Strangling Stanley Burroughs
Stanley Burroughs, the hairy white man seen on the inside flap of The Master Cleanse booklet, is now someone I'd like to strangle. Perhaps it was the sheer exhaustion I experienced from a lack of food on my seventh day of fasting. I felt he was somehow manipulating me from the grave. "Carry on, you don't ever need to eat solid food again! You don't need protein; protein is a myth! Lemons are all one needs to be one with Jesus!"
I craved protein desperately. Nuts and cheese floated in and out of my subconscious peripheries. I was torn. I wanted to make it the entire ten days. I wanted to prove it to myself and Stanley Burroughs that I was a trouper. But my vision was spotty, my brain fragmented, and my body flaccid.

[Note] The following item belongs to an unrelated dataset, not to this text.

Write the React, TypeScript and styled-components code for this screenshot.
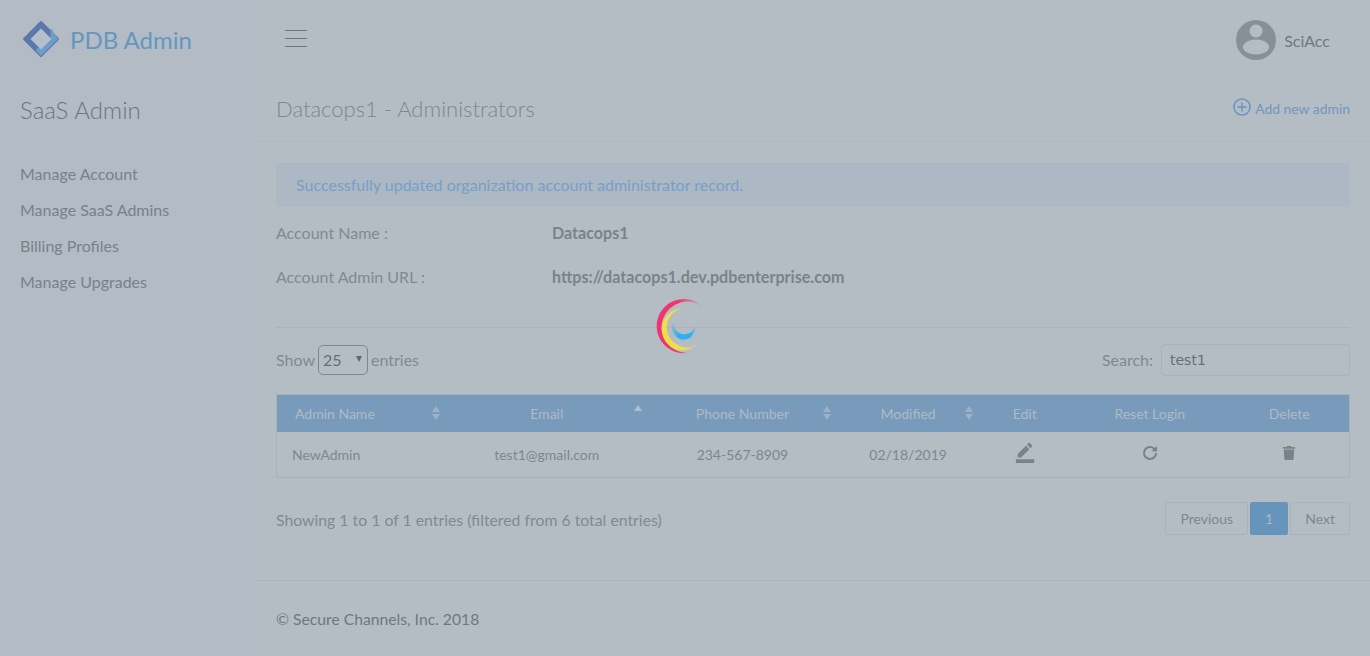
import React from 'react';
import styled, { createGlobalStyle } from 'styled-components';
import { MdBorderColor } from 'react-icons/md';
import { FaTrash } from 'react-icons/fa';

const GlobalStyle = createGlobalStyle`
  html, body {
    margin: 0;
    padding: 0;
    background: #b5bdc4;
    font-family: Lato, "Liberation Sans", sans-serif;
    color: #82898f;
  }
  * { box-sizing: border-box; }
`;

const S = {
  Page: styled.div`
    position: relative;
    display: flex;
    width: 1370px;
    height: 656px;
    overflow: hidden;
  `,
  Sidebar: styled.aside`
    flex: 0 0 256px;
    background: #b3bbc4;
  `,
  Brand: styled.div`
    display: flex;
    align-items: center;
    gap: 10px;
    height: 76px;
    padding: 2px 0 0 22px;
    font-size: 24px;
    color: #6497bf;
  `,
  SideTitle: styled.div`
    height: 66px;
    padding: 19px 0 0 20px;
    font-size: 24px;
    font-weight: 300;
    line-height: 30px;
    color: #6e757d;
  `,
  SideNav: styled.nav`
    display: flex;
    flex-direction: column;
    gap: 14px;
    padding: 21px 0 0 20px;
  `,
  SideLink: styled.a`
    font-size: 16px;
    line-height: 22px;
    color: #7a8189;
  `,
  Main: styled.main`
    flex: 1;
    display: flex;
    flex-direction: column;
    min-width: 0;
  `,
  TopBar: styled.header`
    display: flex;
    align-items: center;
    justify-content: space-between;
    height: 77px;
    padding: 4px 40px 0 29px;
    border-bottom: 1px solid #b1b9c1;
  `,
  Burger: styled.div`
    display: flex;
    flex-direction: column;
    gap: 7px;
    width: 22px;
    margin-bottom: 4px;
    & > i {
      display: block;
      height: 1px;
      background: #6e757d;
    }
  `,
  User: styled.div`
    display: flex;
    align-items: center;
    gap: 8px;
    font-size: 16px;
    color: #70777f;
  `,
  TitleBar: styled.div`
    display: flex;
    align-items: center;
    justify-content: space-between;
    height: 65px;
    padding: 0 20px 2px;
    border-bottom: 1px solid #b0b8c0;
  `,
  PageTitle: styled.h1`
    margin: 0;
    font-size: 22px;
    font-weight: 300;
    color: #7f868e;
  `,
  AddLink: styled.a`
    display: flex;
    align-items: center;
    gap: 4px;
    font-size: 13.9px;
    color: #6f97bd;
    & > svg { margin-top: -3px; }
  `,
  Content: styled.section`
    flex: 1;
    padding: 21px 20px 0;
    border-bottom: 1px solid #acb4bc;
  `,
  Alert: styled.div`
    display: flex;
    align-items: center;
    height: 44px;
    margin-bottom: 3px;
    padding: 0 20px 2px;
    border-radius: 4px;
    background: #acb8c4;
    font-size: 16px;
    color: #76a0c6;
  `,
  InfoRow: styled.div`
    display: flex;
    align-items: center;
    height: 44px;
    font-size: 16px;
  `,
  InfoLabel: styled.span`
    width: 276px;
  `,
  InfoValue: styled.strong`
    font-weight: 700;
    font-size: 16.1px;
    color: #7b828a;
  `,
  Divider: styled.hr`
    margin: 29px 0 16px;
    border: 0;
    border-top: 1px solid #aab2ba;
  `,
  Controls: styled.div`
    display: flex;
    align-items: center;
    justify-content: space-between;
    height: 32px;
    font-size: 16px;
  `,
  Length: styled.div`
    display: flex;
    align-items: center;
    gap: 3px;
  `,
  Caption: styled.span`
    margin-bottom: 2px;
  `,
  FakeSelect: styled.div`
    position: relative;
    width: 50px;
    height: 30px;
    padding: 0 4px;
    border: 1px solid #7f868e;
    border-radius: 5px;
    line-height: 28px;
    font-size: 16px;
    color: #676e76;
    &::after {
      content: '';
      position: absolute;
      top: 10px;
      right: 5px;
      border-left: 3.5px solid transparent;
      border-right: 3.5px solid transparent;
      border-top: 6px solid #5f666e;
    }
  `,
  SearchWrap: styled.label`
    display: flex;
    align-items: center;
    gap: 8px;
  `,
  SearchBox: styled.input`
    width: 189px;
    height: 32px;
    padding: 0 8px;
    border: 1px solid #a9b1b9;
    border-radius: 4px;
    background: transparent;
    font: 14px "DejaVu Sans", Lato, sans-serif;
    color: #676e76;
    outline: none;
  `,
  Table: styled.table`
    width: 100%;
    margin-top: 18px;
    border-collapse: collapse;
    table-layout: fixed;
    border: 1px solid #a9b1b9;
    font-size: 14px;
  `,
  Head: styled.th<{ $left?: boolean }>`
    position: relative;
    height: 37px;
    padding: 0 0 0 ${({ $left }) => ($left ? '18px' : '0')};
    background: #789bbb;
    color: #b0bac4;
    font-weight: 400;
    text-align: ${({ $left }) => ($left ? 'left' : 'center')};
  `,
  Sort: styled.span<{ $asc?: boolean }>`
    position: absolute;
    top: 11px;
    right: 6px;
    display: flex;
    flex-direction: column;
    gap: 2px;
    &::before, &::after {
      content: '';
      width: 0;
      border-left: 4.5px solid transparent;
      border-right: 4.5px solid transparent;
    }
    &::before {
      border-bottom: 6px solid ${({ $asc }) => ($asc ? '#b5bec8' : '#9db2c8')};
      margin-top: ${({ $asc }) => ($asc ? '-1px' : '0')};
    }
    &::after {
      border-top: 6px solid ${({ $asc }) => ($asc ? 'transparent' : '#9db2c8')};
    }
  `,
  Cell: styled.td<{ $left?: boolean }>`
    height: 46px;
    padding: 0 0 0 ${({ $left }) => ($left ? '15px' : '0')};
    color: #7f868e;
    text-align: ${({ $left }) => ($left ? 'left' : 'center')};
    & > svg { display: block; margin: -3px auto 0; fill: #7a8189; }
  `,
  EditIcon: styled(MdBorderColor)`
    && { margin-top: -5px; }
  `,
  Bottom: styled.div`
    display: flex;
    align-items: center;
    justify-content: space-between;
    margin-top: 24px;
    font-size: 15.8px;
  `,
  Summary: styled.span`
    padding-top: 2px;
  `,
  Pager: styled.div`
    display: flex;
    gap: 2px;
  `,
  PageBtn: styled.span<{ $active?: boolean }>`
    display: flex;
    align-items: center;
    height: 33px;
    padding: 0 14px;
    border: 1px solid ${({ $active }) => ($active ? '#6694bb' : '#a9b1b9')};
    border-radius: 2px;
    background: ${({ $active }) => ($active ? '#6694bb' : 'transparent')};
    color: ${({ $active }) => ($active ? '#abb8c4' : '#7f868e')};
    font-size: 14px;
  `,
  Footer: styled.footer`
    display: flex;
    align-items: center;
    height: 75px;
    padding: 0 20px;
    font-size: 15.7px;
    color: #70777f;
  `,
  Spinner: styled.svg`
    position: absolute;
    left: 653px;
    top: 297px;
    width: 60px;
    height: 60px;
    filter: blur(0.4px);
  `,
};

const columns = [
  { name: 'Admin Name', width: 169, left: true, sort: 'both' },
  { name: 'Email', width: 202, sort: 'asc' },
  { name: 'Phone Number', width: 189, sort: 'both' },
  { name: 'Modified', width: 142, sort: 'both' },
  { name: 'Edit', width: 91 },
  { name: 'Reset Login', width: 159 },
  { name: 'Delete', width: 120 },
];

function Logo() {
  return (
    <svg width="38" height="38" viewBox="0 0 38 38">
      <path d="M19 2.500 L35.500 19 L19 35.500 L2.500 19 Z" fill="#5c78ab" stroke="#5c78ab" strokeWidth="3" strokeLinejoin="round" />
      <path d="M29 9 L35.500 19 L19 35.500 L14 30 L29 19 Z" fill="#6d9ec8" stroke="#6d9ec8" strokeLinejoin="round" />
      <path d="M19 8.500 L29.500 19 L19 29.500 L8.500 19 Z" fill="#b3bfca" />
    </svg>
  );
}

function Avatar() {
  return (
    <svg width="40" height="40" viewBox="0 0 40 40">
      <circle cx="20" cy="20" r="20" fill="#888f96" />
      <circle cx="20" cy="11" r="6.500" fill="#b5bdc4" />
      <ellipse cx="20" cy="27" rx="13" ry="7.500" fill="#b5bdc4" />
    </svg>
  );
}

function PlusCircle() {
  return (
    <svg width="18" height="18" viewBox="0 0 18 18" fill="none" stroke="#6694bf" strokeWidth="1.500">
      <circle cx="9" cy="9" r="8" />
      <path d="M9 4.500v9M4.500 9h9" />
    </svg>
  );
}

function Refresh() {
  return (
    <svg width="16" height="16" viewBox="0 0 16 16">
      <path d="M8 1a7 7 0 1 0 7 7h-2a5 5 0 1 1-5-5c1.300 0 2.500.5 3.400 1.400L9.500 6.300H15V1l-2.200 2.100A7 7 0 0 0 8 1z" />
    </svg>
  );
}

function Spinner() {
  return (
    <S.Spinner viewBox="0 0 60 60">
      <defs>
        <linearGradient id="pinkFade" x1="0" y1="0" x2="1" y2="0">
          <stop offset="0.45" stopColor="#ee3570" />
          <stop offset="1" stopColor="#ee3570" stopOpacity="0.08" />
        </linearGradient>
        <linearGradient id="yellowFade" x1="0" y1="0" x2="1" y2="0">
          <stop offset="0.5" stopColor="#f0df48" />
          <stop offset="1" stopColor="#f0df48" stopOpacity="0.08" />
        </linearGradient>
        <linearGradient id="blueFade" x1="0" y1="0" x2="1" y2="0">
          <stop offset="0" stopColor="#2fb0f5" stopOpacity="0.3" />
          <stop offset="0.25" stopColor="#2fb0f5" />
          <stop offset="0.8" stopColor="#2fb0f5" />
          <stop offset="1" stopColor="#2fb0f5" stopOpacity="0.4" />
        </linearGradient>
      </defs>
      <path d="M50 10 A27.100 27.100 0 1 0 34 56 A25.700 25.700 0 1 1 50 10 Z" fill="url(#pinkFade)" />
      <path d="M28.700 11.300 A21.100 21.100 0 1 0 47 44.700 A19.700 19.700 0 1 1 28.700 11.300 Z" fill="url(#yellowFade)" />
      <path d="M20.300 26 A11.500 11.500 0 1 0 42 30 A11.200 11.200 0 0 1 20.300 26 Z" fill="url(#blueFade)" />
    </S.Spinner>
  );
}

function App() {
  return (
    <S.Page>
      <GlobalStyle />
      <S.Sidebar>
        <S.Brand>
          <Logo />
          PDB Admin
        </S.Brand>
        <S.SideTitle>SaaS Admin</S.SideTitle>
        <S.SideNav>
          <S.SideLink>Manage Account</S.SideLink>
          <S.SideLink>Manage SaaS Admins</S.SideLink>
          <S.SideLink>Billing Profiles</S.SideLink>
          <S.SideLink>Manage Upgrades</S.SideLink>
        </S.SideNav>
      </S.Sidebar>
      <S.Main>
        <S.TopBar>
          <S.Burger>
            <i />
            <i />
            <i />
          </S.Burger>
          <S.User>
            <Avatar />
            SciAcc
          </S.User>
        </S.TopBar>
        <S.TitleBar>
          <S.PageTitle>Datacops1 - Administrators</S.PageTitle>
          <S.AddLink>
            <PlusCircle />
            Add new admin
          </S.AddLink>
        </S.TitleBar>
        <S.Content>
          <S.Alert>Successfully updated organization account administrator record.</S.Alert>
          <S.InfoRow>
            <S.InfoLabel>Account Name :</S.InfoLabel>
            <S.InfoValue>Datacops1</S.InfoValue>
          </S.InfoRow>
          <S.InfoRow>
            <S.InfoLabel>Account Admin URL :</S.InfoLabel>
            <S.InfoValue>https://datacops1.dev.pdbenterprise.com</S.InfoValue>
          </S.InfoRow>
          <S.Divider />
          <S.Controls>
            <S.Length>
              <S.Caption>Show</S.Caption>
              <S.FakeSelect>25</S.FakeSelect>
              <S.Caption>entries</S.Caption>
            </S.Length>
            <S.SearchWrap>
              <S.Caption>Search:</S.Caption>
              <S.SearchBox defaultValue="test1" />
            </S.SearchWrap>
          </S.Controls>
          <S.Table>
            <colgroup>
              {columns.map((c) => (
                <col key={c.name} style={{ width: c.width }} />
              ))}
            </colgroup>
            <thead>
              <tr>
                {columns.map((c) => (
                  <S.Head key={c.name} $left={c.left}>
                    {c.name}
                    {c.sort && <S.Sort $asc={c.sort === 'asc'} />}
                  </S.Head>
                ))}
              </tr>
            </thead>
            <tbody>
              <tr>
                <S.Cell $left>NewAdmin</S.Cell>
                <S.Cell>test1@gmail.com</S.Cell>
                <S.Cell>234-567-8909</S.Cell>
                <S.Cell>02/18/2019</S.Cell>
                <S.Cell>
                  <S.EditIcon size={22} />
                </S.Cell>
                <S.Cell>
                  <Refresh />
                </S.Cell>
                <S.Cell>
                  <FaTrash size={14} />
                </S.Cell>
              </tr>
            </tbody>
          </S.Table>
          <S.Bottom>
            <S.Summary>Showing 1 to 1 of 1 entries (filtered from 6 total entries)</S.Summary>
            <S.Pager>
              <S.PageBtn>Previous</S.PageBtn>
              <S.PageBtn $active>1</S.PageBtn>
              <S.PageBtn>Next</S.PageBtn>
            </S.Pager>
          </S.Bottom>
        </S.Content>
        <S.Footer>© Secure Channels, Inc. 2018</S.Footer>
      </S.Main>
      <Spinner />
    </S.Page>
  );
}

export default App;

I called all the people I know and asked for their advice. "I am so tired and have a difficult time forming sentences, should I eat? My legs are so weak, each step I take is the greatest physical effort I have ever experienced, should I eat?"
The consensus was, yes, I should eat, and right away. So, after seven days of consuming only air, lemonade, fasting tea, and salt water, I guiltily gulped down my first bowl of miso soup. Though I thought it would be the most delicious thing in the world, an image of Stanley Burroughs glared disappointedly from the other side of the table.